THE Vanuatu Government made history Wednesday by launching what may be the first ever trial in the Pacific to test the capacity, efficiency and effectiveness of drones to deliver lifesaving vaccines to inaccessible remote communities in Vanuatu.
Vanuatu will test Remotely Piloted Aerial Systems (RPAS), commonly referred to as ‘drones’, and the services offered by that industry using an important commodity – lifesaving vaccines.
Successful applicants are being challenged to demonstrate the value and suitability of the drones in solving a key development issue – the supply of vital vaccines to children in otherwise inaccessible communities.
“The Parliament of Vanuatu is proud to be hosting the national launch that will pilot the wide application of the drone technology to solving logistical constraints faced by a small island development state like Vanuatu,” stated Esmon Saimon, Speaker of Vanuatu Parliament.

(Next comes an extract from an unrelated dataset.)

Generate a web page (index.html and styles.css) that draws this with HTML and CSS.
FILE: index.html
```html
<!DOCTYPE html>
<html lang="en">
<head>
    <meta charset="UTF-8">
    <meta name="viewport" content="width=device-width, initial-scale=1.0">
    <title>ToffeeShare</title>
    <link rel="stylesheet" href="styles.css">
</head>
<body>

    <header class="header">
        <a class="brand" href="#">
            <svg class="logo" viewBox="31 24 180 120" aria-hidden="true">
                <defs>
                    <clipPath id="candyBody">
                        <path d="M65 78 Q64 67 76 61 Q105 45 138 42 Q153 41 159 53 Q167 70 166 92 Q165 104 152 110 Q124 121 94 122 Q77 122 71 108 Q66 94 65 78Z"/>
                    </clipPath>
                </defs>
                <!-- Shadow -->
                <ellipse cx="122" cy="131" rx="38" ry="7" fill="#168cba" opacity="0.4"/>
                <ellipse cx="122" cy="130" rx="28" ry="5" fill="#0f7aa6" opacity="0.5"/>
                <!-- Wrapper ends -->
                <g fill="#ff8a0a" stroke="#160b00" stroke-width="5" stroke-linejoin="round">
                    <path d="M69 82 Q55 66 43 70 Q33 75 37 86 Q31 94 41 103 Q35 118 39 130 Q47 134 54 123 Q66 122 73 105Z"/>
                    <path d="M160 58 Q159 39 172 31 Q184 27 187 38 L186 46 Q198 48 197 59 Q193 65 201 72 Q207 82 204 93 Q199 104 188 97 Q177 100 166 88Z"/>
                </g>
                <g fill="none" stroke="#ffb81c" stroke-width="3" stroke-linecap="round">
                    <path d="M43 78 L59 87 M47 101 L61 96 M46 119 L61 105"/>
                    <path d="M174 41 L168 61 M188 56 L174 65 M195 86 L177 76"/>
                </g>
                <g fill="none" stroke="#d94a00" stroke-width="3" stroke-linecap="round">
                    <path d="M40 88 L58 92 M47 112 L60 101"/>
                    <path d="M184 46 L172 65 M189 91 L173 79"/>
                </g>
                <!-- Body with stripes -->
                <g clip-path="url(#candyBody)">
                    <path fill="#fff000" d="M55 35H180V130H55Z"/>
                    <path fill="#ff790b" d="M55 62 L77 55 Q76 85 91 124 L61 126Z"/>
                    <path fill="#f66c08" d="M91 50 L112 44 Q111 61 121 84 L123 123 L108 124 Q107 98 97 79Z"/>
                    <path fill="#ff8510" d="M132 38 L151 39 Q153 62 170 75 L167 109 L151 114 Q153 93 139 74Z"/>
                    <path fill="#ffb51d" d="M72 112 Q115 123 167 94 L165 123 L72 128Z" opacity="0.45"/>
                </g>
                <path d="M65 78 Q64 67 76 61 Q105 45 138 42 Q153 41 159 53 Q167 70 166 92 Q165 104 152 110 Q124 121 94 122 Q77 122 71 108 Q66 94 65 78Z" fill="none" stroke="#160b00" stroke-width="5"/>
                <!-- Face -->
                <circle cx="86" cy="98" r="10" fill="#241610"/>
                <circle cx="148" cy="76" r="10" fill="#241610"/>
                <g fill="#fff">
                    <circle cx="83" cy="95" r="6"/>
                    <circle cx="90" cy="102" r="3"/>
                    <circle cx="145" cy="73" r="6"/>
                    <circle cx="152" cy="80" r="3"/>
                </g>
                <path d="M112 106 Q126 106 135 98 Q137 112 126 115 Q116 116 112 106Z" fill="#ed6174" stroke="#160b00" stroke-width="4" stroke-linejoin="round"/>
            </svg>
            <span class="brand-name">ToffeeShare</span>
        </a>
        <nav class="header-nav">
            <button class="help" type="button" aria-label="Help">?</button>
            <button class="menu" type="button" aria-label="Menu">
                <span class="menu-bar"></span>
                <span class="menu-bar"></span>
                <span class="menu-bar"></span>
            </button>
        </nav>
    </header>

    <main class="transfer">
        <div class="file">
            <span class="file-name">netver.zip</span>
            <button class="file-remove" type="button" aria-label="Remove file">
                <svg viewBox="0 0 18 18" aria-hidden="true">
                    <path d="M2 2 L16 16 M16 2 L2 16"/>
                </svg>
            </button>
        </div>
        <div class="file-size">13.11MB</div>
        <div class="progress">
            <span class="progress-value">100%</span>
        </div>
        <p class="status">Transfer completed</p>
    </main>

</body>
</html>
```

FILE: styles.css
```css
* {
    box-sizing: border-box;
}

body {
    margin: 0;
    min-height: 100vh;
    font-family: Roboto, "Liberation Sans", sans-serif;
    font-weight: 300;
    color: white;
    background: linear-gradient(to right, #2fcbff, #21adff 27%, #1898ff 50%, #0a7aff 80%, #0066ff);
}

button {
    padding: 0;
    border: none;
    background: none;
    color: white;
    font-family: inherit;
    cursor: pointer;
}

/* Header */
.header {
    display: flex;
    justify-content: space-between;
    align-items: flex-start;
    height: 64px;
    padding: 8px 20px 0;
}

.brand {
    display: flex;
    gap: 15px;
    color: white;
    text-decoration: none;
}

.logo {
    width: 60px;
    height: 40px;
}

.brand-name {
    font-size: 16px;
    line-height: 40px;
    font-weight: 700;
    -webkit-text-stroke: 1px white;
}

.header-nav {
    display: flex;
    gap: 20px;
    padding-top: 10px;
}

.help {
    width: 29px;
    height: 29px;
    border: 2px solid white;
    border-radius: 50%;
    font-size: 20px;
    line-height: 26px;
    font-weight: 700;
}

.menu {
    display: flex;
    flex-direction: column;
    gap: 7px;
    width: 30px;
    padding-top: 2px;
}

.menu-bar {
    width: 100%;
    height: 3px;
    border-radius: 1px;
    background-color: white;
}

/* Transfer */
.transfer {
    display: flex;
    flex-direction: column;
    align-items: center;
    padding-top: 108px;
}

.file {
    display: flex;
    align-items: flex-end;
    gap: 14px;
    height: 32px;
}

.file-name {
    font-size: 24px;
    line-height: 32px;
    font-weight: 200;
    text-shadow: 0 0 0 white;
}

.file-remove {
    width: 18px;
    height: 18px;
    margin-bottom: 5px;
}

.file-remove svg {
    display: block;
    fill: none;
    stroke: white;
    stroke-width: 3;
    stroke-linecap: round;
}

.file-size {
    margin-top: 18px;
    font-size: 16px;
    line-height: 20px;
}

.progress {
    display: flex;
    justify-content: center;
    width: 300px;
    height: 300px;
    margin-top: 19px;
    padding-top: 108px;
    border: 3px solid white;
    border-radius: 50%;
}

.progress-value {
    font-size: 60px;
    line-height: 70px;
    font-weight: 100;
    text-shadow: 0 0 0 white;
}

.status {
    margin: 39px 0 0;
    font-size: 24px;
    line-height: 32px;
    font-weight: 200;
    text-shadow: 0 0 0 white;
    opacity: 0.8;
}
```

“I would like to especially acknowledge the Ministries of Public Utilities and Infrastructure and Health for taking the lead on such an important project to help us in delivering vaccines to remote rural communities of Vanuatu.”
“UNICEF is excited to work with the Government of Vanuatu to support this initiative. Ensuring vaccines are consistently available in isolated and remote communities is one of the keys to sustaining high rates of immunisation. We welcome innovative measures to ensure that every child is reached,” said UNICEF Pacific Representative, Sheldon Yett.
Director General of the Ministry of Health, George Taleo, said this is a milestone for Vanuatu.
“If the trial shows that vaccine delivery using drones can work, and that it can be integrated into our existing national and provincial systems, then it will change the way we operate forever. If it works, we will allow us to better ensure availability of health supplies to our people even at community aid post levels,” he said.
Increasing availability, performance and declining cost of drones offer innovative opportunities for applications in challenging environments such as Vanuatu.
An archipelago of 83 islands that run 1600 kilometres north to south, 65 of which are inhabited and around 20 of which have airfields and established roads, Vanuatu faces considerable logistical challenges to reach, engage with and support remote communities. This initiative explores options that allow the government to enhance service delivery and significantly reduce costs as it does not require massive investment in infrastructure and transport.
The trial will be conducted in three phases: a technical trial in August when drones will be flying over North Efate Island and scored against various performance criterias; a request for proposal through which vaccines will be delivered to health staff on targeted islands in February and March 2018; and a three to six month use of UAVs in regular provincial deliveries of health supplies later in 2018. The initiative is led by the Government through Ministry of Health and Ministry of Infrastructure & Public Utilities, with the support of the United Nations Children’s Fund.